Arabic OCR is not working
I used the code below to parse an Arabic documents:
pipeline_options = PdfPipelineOptions() pipeline_options.do_ocr=True
pipeline_options.do_table_structure=True pipeline_options.table_structure_options.do_cell_matching = True options = TesseractOcrOptions() options.lang = ['eng', 'ara'] pipeline_options.ocr_options = options
doc_converter = DocumentConverter( allowed_formats=[ InputFormat.PDF,
],
format_options={
InputFormat.PDF: PdfFormatOption(pipeline_options=pipeline_options,
backend=PyPdfiumDocumentBackend),
}
)
Here is the results: Completely off:
@Alla-Abdella Can you please re-check this after adding options.force_full_page_ocr = True? We need to be sure it is actually using OCR and not preferring content encoded in the PDF.
@Alla-Abdella have you installed the tesseract languages pack? https://tesseract-ocr.github.io/tessdoc/Installation.html
@cau-git ValueError: "TesseractOcrOptions" object has no field "force_full_page_ocr"
@allaabdella2 do you still have this issue? If yes, please provide some input document(s) to reproduce this behavior.

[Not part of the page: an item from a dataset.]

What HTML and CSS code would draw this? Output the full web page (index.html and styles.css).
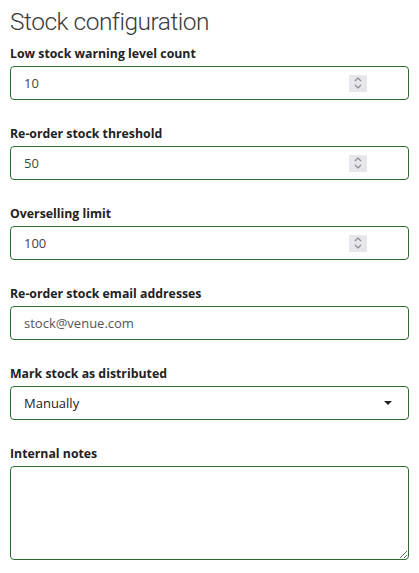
FILE: index.html
```html
<!DOCTYPE html>
<html>
<head>
<meta charset="utf-8">
<link rel="stylesheet" href="styles.css">
</head>
<body>
<div class="page">
  <h1 class="title">Stock configuration</h1>
  <div class="field">
    <label class="label">Low stock warning level count</label>
    <div class="box">
      <input class="control" type="text" value="10">
      <span class="spin"><svg width="10" height="14" viewBox="0 0 10 14"><path d="M2 5 L5 2 L8 5 M2 9 L5 12 L8 9" fill="none" stroke="#8a8a93" stroke-width="1.2"/></svg></span>
    </div>
  </div>
  <div class="field">
    <label class="label">Re-order stock threshold</label>
    <div class="box">
      <input class="control" type="text" value="50">
      <span class="spin"><svg width="10" height="14" viewBox="0 0 10 14"><path d="M2 5 L5 2 L8 5 M2 9 L5 12 L8 9" fill="none" stroke="#8a8a93" stroke-width="1.2"/></svg></span>
    </div>
  </div>
  <div class="field">
    <label class="label">Overselling limit</label>
    <div class="box">
      <input class="control" type="text" value="100">
      <span class="spin"><svg width="10" height="14" viewBox="0 0 10 14"><path d="M2 5 L5 2 L8 5 M2 9 L5 12 L8 9" fill="none" stroke="#8a8a93" stroke-width="1.2"/></svg></span>
    </div>
  </div>
  <div class="field">
    <label class="label">Re-order stock email addresses</label>
    <div class="box">
      <input class="control muted" type="text" value="stock@venue.com">
    </div>
  </div>
  <div class="field">
    <label class="label">Mark stock as distributed</label>
    <div class="box select-box">
      <span class="select-value">Manually</span>
      <span class="caret"></span>
    </div>
  </div>
  <div class="field">
    <label class="label">Internal notes</label>
    <textarea class="notes"></textarea>
  </div>
</div>
</body>
</html>
```
FILE: styles.css
```css
html, body {
  margin: 0;
  padding: 0;
  background: #fff;
}
.page {
  padding: 0 10px;
  font-family: "Open Sans", "Noto Sans", sans-serif;
}
.title {
  margin: 0;
  padding-top: 6px;
  font-family: Roboto, "Open Sans", sans-serif;
  font-size: 24.5px;
  font-weight: 300;
  letter-spacing: -0.5px;
  color: #3a3a3a;
  line-height: 32px;
  margin-bottom: 8px;
}
.field {
  display: flex;
  flex-direction: column;
  margin-bottom: 26px;
}
.label {
  font-size: 12.3px;
  font-weight: 700;
  color: #222;
  line-height: 16px;
  margin-bottom: 4px;
}
.box {
  display: flex;
  align-items: center;
  height: 34px;
  box-sizing: border-box;
  border: 1px solid #2d6a30;
  border-radius: 4px;
  padding: 0 12px 0 13px;
}
.control {
  flex: 1;
  border: none;
  outline: none;
  padding: 0;
  font-family: inherit;
  font-size: 13px;
  color: #444;
  background: transparent;
  min-width: 0;
}
.control.muted {
  color: #555;
}
.spin {
  width: 18px;
  height: 17px;
  background: #e6e6eb;
  display: flex;
  align-items: center;
  justify-content: center;
  margin-right: 29px;
}
.select-box {
  justify-content: space-between;
  padding-right: 16px;
}
.select-value {
  font-size: 13px;
  color: #222;
}
.caret {
  width: 0;
  height: 0;
  border-left: 4px solid transparent;
  border-right: 4px solid transparent;
  border-top: 4px solid #222;
}
.notes {
  display: block;
  height: 94px;
  box-sizing: border-box;
  border: 1px solid #2d6a30;
  border-radius: 4px;
  outline: none;
  resize: vertical;
  font-family: inherit;
}
```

Also the TesseractOcrOptions does have the force_full_page_ocr field, as it is inherited by the base class OcrOptions.
options.lang = ['eng', 'ara']
2
options.lang = ['en', 'ar']
https://github.com/werruww/succ-docling-/blob/main/suc_docling%20(2).ipynb
This should be working as suggested by @werruww. Please reopen if you still see issues.